NEWPATH TENRIKYO -  PONDERING THE TENRIKYO KAKISAGE

      My personal thoughts and reflections     Personal Reflections on the Kakisage

The Kakisage is often spoken of as being the tenth Besseki Lecture. After a period of preparation, recipients of  the Kakisage, having just been granted the truth of the Sazuke, are advised to read daily and ponder its intended meaning. My own ponderings change day by day, according to the state and truth of my mind at any given time. Upon reflection I find that my thoughts and ponderings change, not only day to day but moment to moment. In that regard I will attempt to be guided in my ponderings on the Kakisage by the two poems from the Ofudesaki appearing below.

From now on I shall speak in the metaphor of water.
Be enlightened by the word clear and muddy.
Ponder this: no matter how clear the water may be,
if you put mud into it, it will become muddy.

"Now, with human beings: the body is a thing lent by God, a thing borrowed. The mind alone is yours."

This brings to mind my childhood; as a grammar school student we were all taught that our bodies were lent by God and that we were expected to take good care of them, as well as the world, by acting in the role of "good stewards". The definition of "good care" and "good stewards" then was taught as a sincere cultural understanding of moral and ethical ideas; that were at that time characteristic of the society that I was being conditioned to be a member of.

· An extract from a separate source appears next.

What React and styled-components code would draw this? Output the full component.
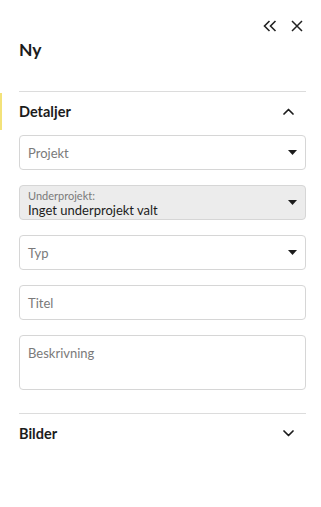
import styled, { createGlobalStyle } from "styled-components";

const GlobalStyle = createGlobalStyle`
  html, body {
    margin: 0;
    padding: 0;
    background: #ffffff;
    font-family: "Lato", "Noto Sans", sans-serif;
    color: #1c1c1c;
  }
  * { box-sizing: border-box; }
`;

const Panel = styled.div`
  width: 321px;
  height: 507px;
  background: #fff;
  display: flex;
  flex-direction: column;
  padding: 0 15px 0 19px;
`;

const TopBar = styled.div`
  display: flex;
  justify-content: flex-end;
  align-items: center;
  gap: 13px;
  padding-top: 18px;
  padding-right: 2px;
  height: 34px;
`;

const IconButton = styled.button`
  border: none;
  background: none;
  padding: 0;
  width: 14px;
  height: 16px;
  display: flex;
  align-items: center;
  justify-content: center;
  color: #222;
  cursor: pointer;
`;

const Title = styled.h1`
  margin: 6px 0 0;
  font-size: 17.5px;
  font-weight: 700;
  line-height: 20px;
  height: 51px;
`;

const Divider = styled.div`
  height: 1px;
  background: #dcdcdc;
`;

const SectionHeader = styled.div`
  position: relative;
  height: 38px;
  display: flex;
  align-items: center;
  justify-content: space-between;
  padding-right: 12px;
  ${(p) =>
    p.$active &&
    `
    &::before {
      content: "";
      position: absolute;
      left: -19px;
      top: 1px;
      bottom: 0;
      width: 2px;
      background: #f3e27a;
    }
  `}
`;

const SectionTitle = styled.span`
  font-size: 14.5px;
  font-weight: 700;
`;

const Fields = styled.div`
  display: flex;
  flex-direction: column;
  gap: 15px;
  padding: 5px 0 23px;
`;

const Field = styled.div`
  height: ${(p) => p.$h || 35}px;
  border: 1px solid #d6d6d6;
  border-radius: 4px;
  background: ${(p) => (p.$filled ? "#ececec" : "#fff")};
  display: flex;
  align-items: ${(p) => (p.$top ? "flex-start" : "center")};
  justify-content: space-between;
  padding: ${(p) => (p.$top ? "9px 8px 0 8px" : "0 8px 0 8px")};
`;

const Placeholder = styled.span`
  font-size: 13px;
  color: #7a7a7a;
`;

const Stack = styled.div`
  display: flex;
  flex-direction: column;
  line-height: 15px;
`;

const SmallLabel = styled.span`
  font-size: 11px;
  color: #7a7a7a;
`;

const Value = styled.span`
  font-size: 13px;
  color: #1c1c1c;
`;

const Caret = () => (
  <svg width="9" height="5" viewBox="0 0 9 5">
    <path d="M0 0 L9 0 L4.5 5 Z" fill="#1c1c1c" />
  </svg>
);

const Chevron = ({ up }) => (
  <svg width="11" height="7" viewBox="0 0 11 7">
    <path
      d={up ? "M1 6 L5.5 1.5 L10 6" : "M1 1 L5.5 5.5 L10 1"}
      fill="none"
      stroke="#1c1c1c"
      strokeWidth="1.7"
      strokeLinecap="round"
      strokeLinejoin="round"
    />
  </svg>
);

const Select = ({ label, value }) => (
  <Field $filled={!!label}>
    {label ? (
      <Stack>
        <SmallLabel>{label}</SmallLabel>
        <Value>{value}</Value>
      </Stack>
    ) : (
      <Placeholder>{value}</Placeholder>
    )}
    <Caret />
  </Field>
);

export default function App() {
  return (
    <>
      <GlobalStyle />
      <Panel>
        <TopBar>
          <IconButton aria-label="Komprimera">
            <svg width="14" height="12" viewBox="0 0 14 12">
              <path
                d="M6.5 1 L1.5 6 L6.5 11 M12.5 1 L7.5 6 L12.5 11"
                fill="none"
                stroke="#222"
                strokeWidth="1.6"
              />
            </svg>
          </IconButton>
          <IconButton aria-label="Stäng">
            <svg width="12" height="12" viewBox="0 0 12 12">
              <path
                d="M1 1 L11 11 M11 1 L1 11"
                fill="none"
                stroke="#222"
                strokeWidth="1.5"
              />
            </svg>
          </IconButton>
        </TopBar>
        <Title>Ny</Title>
        <Divider />
        <SectionHeader $active>
          <SectionTitle>Detaljer</SectionTitle>
          <Chevron up />
        </SectionHeader>
        <Fields>
          <Select value="Projekt" />
          <Select label="Underprojekt:" value="Inget underprojekt valt" />
          <Select value="Typ" />
          <Field>
            <Placeholder>Titel</Placeholder>
          </Field>
          <Field $h={55} $top>
            <Placeholder>Beskrivning</Placeholder>
          </Field>
        </Fields>
        <Divider />
        <SectionHeader>
          <SectionTitle>Bilder</SectionTitle>
          <Chevron />
        </SectionHeader>
      </Panel>
    </>
  );
}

As a child I was also taught the God dwells within me and experiences the joy of living through me. That God lends me a body and that God experiences the joy of life through me are fundamental teachings. They however, only came up once and my education moved on to the more important business of building a mind and a self-centered imagination intended to be conditioned with the correct worldly common truths of self and of the world.

 As I matured somewhat and saw more of the world, I saw that interpretation to be an example of what I now understand to be, both self centered and culturally determined sets of  sincerely believed ordinary, common truths of the world. Unfortunately, in many ways and places, though many of those truths of self and the world are very useful, some of those truths of self and of the world have led to the experience of  human suffering on many levels and at many scales, ranging from individual to mass suffering.

It is those common ordinary self-centered truths that gradually accumulate as what we call mind that holds both the imagined truths of our self (self images) and the temporary truths of our world. The quote " The mind alone is yours" refers to those accumulations. It is because we are, for whatever reason, dissatisfied with our current ideas of our self or our world that we have turned to the grant of the "Sazuke" for help and relief. It might better serve the intention of this quotation to say "you imagine that your imagined self is the total truth of self ", rather than "the mind alone is yours": Indeed there is no self-centered imagination without the instrumentation of a body but when the idea of sole ownership of body and mind is let go of, what remains is the total truth of self. 

The sole purpose of the Tenrikyo Teachings is to find ways to provide guidance and hasten the settling of our accumulated truths of self and the world so that we can reveal the true origin and intention in our creation and live the joyous life that is intended, as that original self and intention can be tested an proven in the original "mind like clear water".